I’d also like to clarify how multiple layers work with logout. Early in our stress testing, players reported that logging out and back in would let you hop to a new layer to farm the same mineral or herb node on different layers. That was a bug, and we’ve fixed it. Your layer assignment now persists for a few minutes between logouts, long enough that by the time the game would choose a new layer for you, that node would have respawned on its own anyway.
I hope that all makes things a bit more clear.
That is quite a bit more that I knew or considered about the layering plan. And, of course PvP complicates everything. But the overall goal is to get the population down into a single layer while making sure that servers have populations large enough to be viable over time.

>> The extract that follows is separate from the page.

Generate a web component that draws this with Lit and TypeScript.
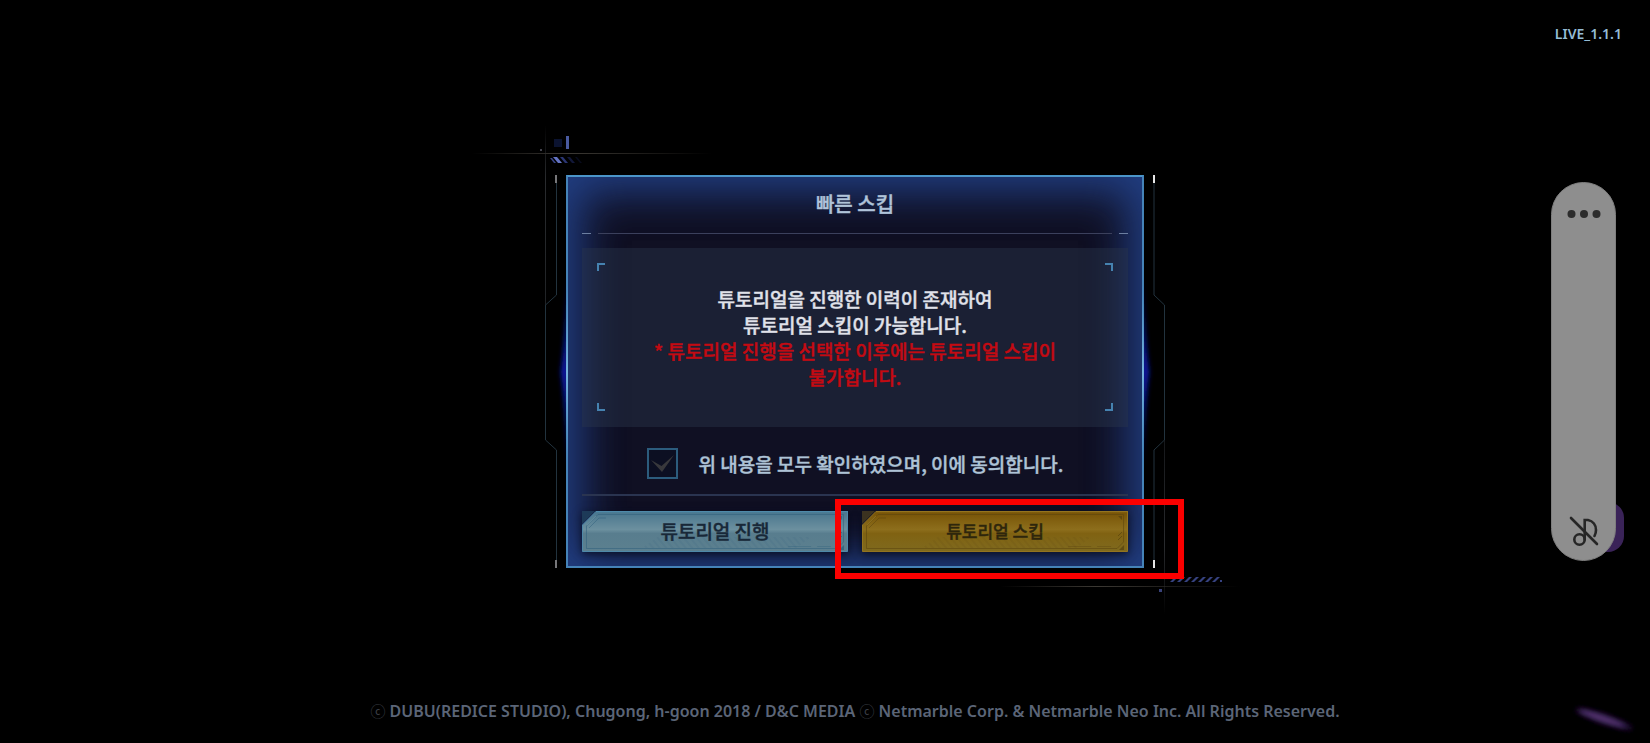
import { LitElement, html, css, svg } from "lit";
import { customElement, state, property } from "lit/decorators.js";

@customElement("skip-button")
class SkipButton extends LitElement {
  @property() label = "";
  @property() tone: "blue" | "gold" = "blue";

  static styles = css`
    :host {
      display: block;
    }
    .button {
      display: grid;
      place-items: center;
      width: 100%;
      height: 41px;
      padding: 0;
      border: 0;
      background: none;
      font-family: "Noto Sans CJK KR", "Noto Sans", sans-serif;
      font-weight: 500;
      line-height: 26px;
      cursor: pointer;
      box-shadow: 0 2px 8px rgba(6, 10, 26, 0.8);
    }
    .blue {
      color: #182838;
      font-size: 19px;
    }
    .gold {
      color: #2e260c;
      font-size: 17px;
    }
    .art,
    .label {
      grid-area: 1 / 1;
    }
    .art {
      display: block;
      width: 100%;
      height: 41px;
    }
    .label {
      -webkit-text-stroke: 0.4px currentColor;
      z-index: 1;
      padding-bottom: 2px;
    }
  `;

  render() {
    const gold = this.tone === "gold";
    const c = gold
      ? { corner: "#3b3220", edge: "#94741f", a: "#765205", b: "#8d6e1c", c: "#806212", d: "#7f6a1e", line: "#59430f", hi: "#9b7e2c" }
      : { corner: "#1d3a58", edge: "#4e8aaa", a: "#48758d", b: "#6c909f", c: "#587d8e", d: "#5c808f", line: "#2f5f7c", hi: "#7199aa" };
    return html`
      <button type="button" class="button ${this.tone}">
        <svg class="art" viewBox="0 0 267 41" preserveAspectRatio="none" aria-hidden="true">
          <defs>
            <linearGradient id="fill" x1="0" y1="0" x2="0" y2="1">
              <stop offset="0" stop-color=${c.a} />
              <stop offset=".45" stop-color=${c.b} />
              <stop offset=".55" stop-color=${c.c} />
              <stop offset="1" stop-color=${c.d} />
            </linearGradient>
            <pattern id="hatch" width="5" height="5" patternUnits="userSpaceOnUse" patternTransform="rotate(-40)">
              <rect width="2" height="5" fill=${c.line} opacity=".12" />
            </pattern>
          </defs>
          <path d="M0 0H13L0 13Z" fill=${c.corner} />
          <path d="M14 .5H266.500V40.500H.5V14Z" fill="url(#fill)" stroke=${c.edge} />
          <path d="M60 37L76 26H230L215 37Z" fill="url(#hatch)" />
          <path d="M14 .5H267" stroke=${c.edge} stroke-width="1.500" />
          <path d="M16 3.500H262.500V31L256 37.500H4.500V15Z" fill="none" stroke=${c.line} stroke-opacity=".55" />
          <path d="M7 17L17 7H24" fill="none" stroke=${c.line} stroke-opacity=".5" />
          <path d="M5 14L14 5" stroke=${c.hi} stroke-opacity=".6" />
          <path d="M257 5H261V9ZM263 34V39H258Z" fill=${c.line} opacity=".8" />
          <path d="M257 25L261 21M257 29L261 25" stroke=${c.line} stroke-opacity=".7" />
          <path d="M207 35.500H230M236 35.500H250" stroke=${c.line} stroke-opacity=".35" />
        </svg>
        <span class="label">${this.label}</span>
      </button>
    `;
  }
}

@customElement("app-root")
class AppRoot extends LitElement {
  @state() agreed = false;

  static styles = css`
    :host {
      display: grid;
      grid-template-columns: 193px 1fr 133px;
      grid-template-rows: 1fr auto 1fr;
      min-height: 100vh;
      box-sizing: border-box;
      background: #000;
      overflow: hidden;
      font-family: "Noto Sans CJK KR", "Noto Sans", sans-serif;
    }
    .version {
      grid-area: 1 / 3;
      justify-self: end;
      padding: 25px 28px 0 0;
      color: #94bcd6;
      font-family: "Noto Sans", sans-serif;
      font-size: 14px;
      font-weight: 600;
      line-height: 18px;
      white-space: nowrap;
    }
    .footer {
      grid-area: 3 / 1 / 4 / 4;
      align-self: end;
      padding: 0 0 20px 60px;
      color: #5b6577;
      font-family: "Noto Sans", sans-serif;
      font-size: 16px;
      font-weight: 600;
      line-height: 24px;
      text-align: center;
    }
    .mark {
      color: #3a3e45;
      font-family: "Noto Sans CJK KR", sans-serif;
      font-size: 15px;
      font-weight: 400;
      line-height: 20px;
    }
    .dialog {
      grid-area: 2 / 2;
      justify-self: center;
      position: relative;
      box-sizing: border-box;
      width: 578px;
      max-width: 100%;
      border: 2px solid #4583b8;
      border-top-color: #4b95c9;
      padding: 0 14px 14px;
      background: #101023;
      box-shadow:
        inset 0 0 44px 12px rgba(36, 70, 146, 0.8),
        inset 0 4px 50px 4px rgba(36, 70, 146, 0.35);
      display: flex;
      flex-direction: column;
    }
    .ornament {
      position: absolute;
      top: -2px;
      left: -2px;
      width: 578px;
      height: 393px;
      overflow: visible;
      pointer-events: none;
    }
    .title {
      margin: 0;
      padding: 13px 0 15px;
      color: #b0c4da;
      font-size: 20px;
      font-weight: 500;
      line-height: 28px;
      text-align: center;
    }
    .strong {
      -webkit-text-stroke: 0.4px currentColor;
    }
    .rule {
      display: grid;
      grid-template-columns: 9px 1fr 9px;
      gap: 7px;
      height: 1px;
    }
    .rule-part {
      background: #3b405c;
    }
    .rule-end {
      background: #6c7ea0;
    }
    .notice {
      position: relative;
      display: flex;
      flex-direction: column;
      justify-content: center;
      margin-top: 14px;
      padding: 38px 60px 37px;
      background: rgba(42, 54, 76, 0.42);
      color: #e0e2ea;
      font-size: 19px;
      font-weight: 500;
      line-height: 26px;
      text-align: center;
    }
    .text {
      margin: 0;
    }
    .warning {
      color: #c40a12;
    }
    .corner {
      position: absolute;
      width: 6px;
      height: 6px;
      border: 0 solid #4582b0;
    }
    .tl { top: 15px; left: 15px; border-width: 2px 0 0 2px; }
    .tr { top: 15px; right: 15px; border-width: 2px 2px 0 0; }
    .bl { bottom: 16px; left: 15px; border-width: 0 0 2px 2px; }
    .br { bottom: 16px; right: 15px; border-width: 0 2px 2px 0; }
    .agree {
      display: flex;
      align-items: center;
      justify-content: center;
      gap: 21px;
      padding: 21px 0 15px;
      color: #aec3d6;
      font-size: 19px;
      font-weight: 500;
      line-height: 26px;
    }
    .tick {
      display: grid;
      width: 31px;
      height: 31px;
    }
    .box,
    .check {
      grid-area: 1 / 1;
    }
    .box {
      appearance: none;
      box-sizing: border-box;
      width: 31px;
      height: 31px;
      margin: 0;
      border: 2px solid #2c5c7d;
      background: #0c0f22;
    }
    .check {
      z-index: 1;
      width: 31px;
      height: 31px;
      fill: #38383c;
      pointer-events: none;
    }
    .box:checked + .check {
      fill: #79c4f0;
    }
    .line {
      height: 2px;
      background: #2a3450;
    }
    .actions {
      display: grid;
      grid-template-columns: 1fr 1fr;
      gap: 14px;
      margin-top: 15px;
    }
    .highlight {
      position: absolute;
      right: -42px;
      bottom: -13px;
      box-sizing: border-box;
      width: 349px;
      height: 80px;
      border: 6px solid #fb0000;
      pointer-events: none;
    }
    .assist {
      grid-area: 1 / 3 / 4 / 4;
      align-self: center;
      justify-self: center;
      position: relative;
      width: 65px;
      height: 51vh;
      min-height: 200px;
    }
    .bubble {
      position: absolute;
      right: -8px;
      bottom: 9px;
      width: 40px;
      height: 50px;
      border-radius: 16px;
      background: #3a2358;
    }
    .pill {
      position: relative;
      box-sizing: border-box;
      height: 100%;
      padding: 21px 0 12px;
      border: 1px solid #7e7e7e;
      border-radius: 33px;
      background: #8e8e8e;
      display: flex;
      flex-direction: column;
      align-items: center;
      justify-content: space-between;
    }
    .tool {
      display: block;
      padding: 0;
      border: 0;
      background: none;
      cursor: pointer;
    }
    .glyph {
      display: block;
    }
    .smudge {
      grid-area: 3 / 3;
      align-self: end;
      justify-self: end;
      margin: 0 10px 4px 0;
    }
  `;

  private ornament() {
    const ticks = [-11, 587];
    return html`
      <svg class="ornament" viewBox="0 0 578 393" aria-hidden="true">
        <defs>
          <linearGradient id="fade">
            <stop offset="0" stop-color="#3c3833" stop-opacity="0" />
            <stop offset=".4" stop-color="#3c3934" />
            <stop offset="1" stop-color="#3c3833" stop-opacity="0" />
          </linearGradient>
          <linearGradient id="drop" x1="0" y1="0" x2="0" y2="1">
            <stop offset="0" stop-color="#303236" stop-opacity="0" />
            <stop offset=".3" stop-color="#292b2e" />
            <stop offset="1" stop-color="#202326" />
          </linearGradient>
          <linearGradient id="rise" x1="0" y1="1" x2="0" y2="0">
            <stop offset="0" stop-color="#303236" stop-opacity="0" />
            <stop offset=".4" stop-color="#292b2e" />
            <stop offset="1" stop-color="#16181b" />
          </linearGradient>
          <linearGradient id="beam" x1="0" y1="0" x2="0" y2="1">
            <stop offset="0" stop-color="#6fb6e8" stop-opacity="0" />
            <stop offset=".5" stop-color="#74b2dc" />
            <stop offset="1" stop-color="#6fb6e8" stop-opacity="0" />
          </linearGradient>
          <filter id="soft" x="-200%" width="500%"><feGaussianBlur stdDeviation="2.500" /></filter>
          <clipPath id="outside"><path d="M-40 0H0V393H-40ZM578 0H620V393H578Z" /></clipPath>
        </defs>
        <g clip-path="url(#outside)">
          <path d="M2 100Q0 162 -5 197Q0 232 2 293ZM576 100Q578 162 583 197Q578 232 576 293Z" fill="#0a1ab0" filter="url(#soft)" />
        </g>
        <path d="M1 110Q-1 197 1 284L2 284V110ZM577 110Q579 197 577 284L576 284V110Z" fill="url(#beam)" />
        <rect x="-94" y="-22" width="240" height="1" fill="url(#fade)" />
        <rect x="434" y="411" width="240" height="1" fill="url(#fade)" />
        <rect x="-21" y="-50" width="1" height="180" fill="url(#drop)" />
        <rect x="598" y="264" width="1" height="176" fill="url(#rise)" />
        <g fill="none" stroke="#22333e">
          <path d="M-9.500 7V120L-20.500 130V265L-9.500 275V385" />
          <path d="M588 7V120L598.500 130V265L588 275V385" />
        </g>
        ${ticks.map((x) => svg`
          <rect x=${x} y="0" width="2" height="8" fill=${x < 0 ? "#77777a" : "#e6e6e6"} />
          <rect x=${x} y="385" width="2" height="8" fill=${x < 0 ? "#77777a" : "#e6e6e6"} />`)}
        <rect x="-26" y="-26" width="2" height="2" fill="#44444e" />
        <rect x="-12" y="-36" width="8" height="8" fill="#0b1330" />
        <rect x="0" y="-39" width="3" height="13" fill="#4a5ba0" />
        <path d="M-16 -17H-14L-10 -12H-12Z" fill="#39458a" />
        <path d="M-13 -18H-9L-4 -12H-8Z" fill="#6474c4" />
        <path d="M-6 -18H-3L2 -12H-1Z" fill="#2b3675" />
        <path d="M1 -18H4L9 -12H6Z" fill="#12183a" />
        <path d="M9 -18H11L16 -12H14Z" fill="#080b1c" />
        <rect x="593" y="414" width="3" height="3" fill="#39427a" />
        ${[604, 611, 618, 625, 632, 639, 646].map((x) => svg`
          <path d="M${x} 407L${x + 5} 402H${x + 8}L${x + 3} 407Z" fill="#364280" />`)}
        <rect x="654" y="405" width="2" height="2" fill="#364280" />
      </svg>
    `;
  }

  render() {
    return html`
      <div class="version">LIVE_1.1.1</div>

      <section class="dialog" role="dialog" aria-labelledby="title">
        ${this.ornament()}
        <h1 class="title strong" id="title">빠른 스킵</h1>
        <div class="rule">
          <span class="rule-end"></span><span class="rule-part"></span><span class="rule-end"></span>
        </div>
        <div class="notice">
          <p class="text strong">튜토리얼을 진행한 이력이 존재하여<br />튜토리얼 스킵이 가능합니다.</p>
          <p class="text warning strong">* 튜토리얼 진행을 선택한 이후에는 튜토리얼 스킵이<br />불가합니다.</p>
          <span class="corner tl"></span><span class="corner tr"></span>
          <span class="corner bl"></span><span class="corner br"></span>
        </div>
        <label class="agree" for="agree">
          <span class="tick">
            <input class="box" id="agree" type="checkbox" .checked=${this.agreed}
              @change=${(e: Event) => (this.agreed = (e.target as HTMLInputElement).checked)} />
            <svg class="check" viewBox="0 0 31 31" aria-hidden="true">
              <path d="M4 12L14.500 18L27 7L15 24Z" />
            </svg>
          </span>
          <span class="strong">위 내용을 모두 확인하였으며, 이에 동의합니다.</span>
        </label>
        <div class="line"></div>
        <div class="actions">
          <skip-button tone="blue" label="튜토리얼 진행"></skip-button>
          <skip-button tone="gold" label="튜토리얼 스킵"></skip-button>
        </div>
        <div class="highlight"></div>
      </section>

      <aside class="assist">
        <div class="bubble"></div>
        <div class="pill">
          <button class="tool" type="button" aria-label="More">
            <svg class="glyph" width="36" height="20" viewBox="0 0 36 20" fill="#2c2c2c">
              <circle cx="5.500" cy="10" r="4" /><circle cx="18" cy="10" r="4" /><circle cx="30.500" cy="10" r="4" />
            </svg>
          </button>
          <button class="tool" type="button" aria-label="Mute">
            <svg class="glyph" width="32" height="34" viewBox="0 0 32 34" fill="none" stroke="#262626" stroke-width="2.600" stroke-linecap="round">
              <path d="M3 4L29 30" />
              <circle cx="11.500" cy="25.500" r="5.200" />
              <path d="M16.700 25.500V6H20C25 7 28 11 28 16C28 18 27.500 20 26.500 22" />
            </svg>
          </button>
        </div>
      </aside>

      <svg class="smudge" width="72" height="40" viewBox="0 0 72 40" aria-hidden="true">
        <defs>
          <filter id="haze" x="-30%" y="-200%" width="160%" height="500%"><feGaussianBlur stdDeviation="2.500" /></filter>
        </defs>
        <g transform="rotate(19 36 20)">
          <ellipse cx="36" cy="20" rx="30" ry="5" fill="#22103a" filter="url(#haze)" />
          <ellipse cx="34" cy="20" rx="24" ry="2.500" fill="#5e3c7a" filter="url(#haze)" />
        </g>
      </svg>

      <footer class="footer">
        <span class="mark">ⓒ</span> DUBU(REDICE STUDIO), Chugong, h-goon 2018 / D&amp;C MEDIA
        <span class="mark">ⓒ</span> Netmarble Corp. &amp; Netmarble Neo Inc. All Rights Reserved.
      </footer>
    `;
  }
}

Another item of interest to me was the question of player caps on dungeons, which got the following response:
This was indeed a bug that we have fixed and you should be able to enter most lower-level dungeons with up to 10 players, as was possible in Original WoW 1.12. There are some dungeons that had specific caps by the end of Original WoW however. To be specific, all lower level dungeons available through Maraudon should have a player cap of 10, with Blackrock Depths, Scholomance, Stratholme, and Dire Maul being capped at 5 players.
As was the case in Original WoW 1.12, Blackrock Spire should also have a cap of 10 players.
Somewhere in the back of my brain I knew that you could have 10 players in a dungeon, but that was so long ago that it ceased to be a thing to me. Also, we were rarely ever in danger of having too many people to go do a dungeon. Our primary problem was getting at least five together for an instance.
Finally, there was an entertaining bug mentioned, which I will reproduce since it involves Skronk’s favorite priest spell:
There was a bug when two priests mind control each other the mind control itself would cancel out but the camera would still switch to each other. The result is both priests would be stuck watching each other move around which hilarious and very confusing.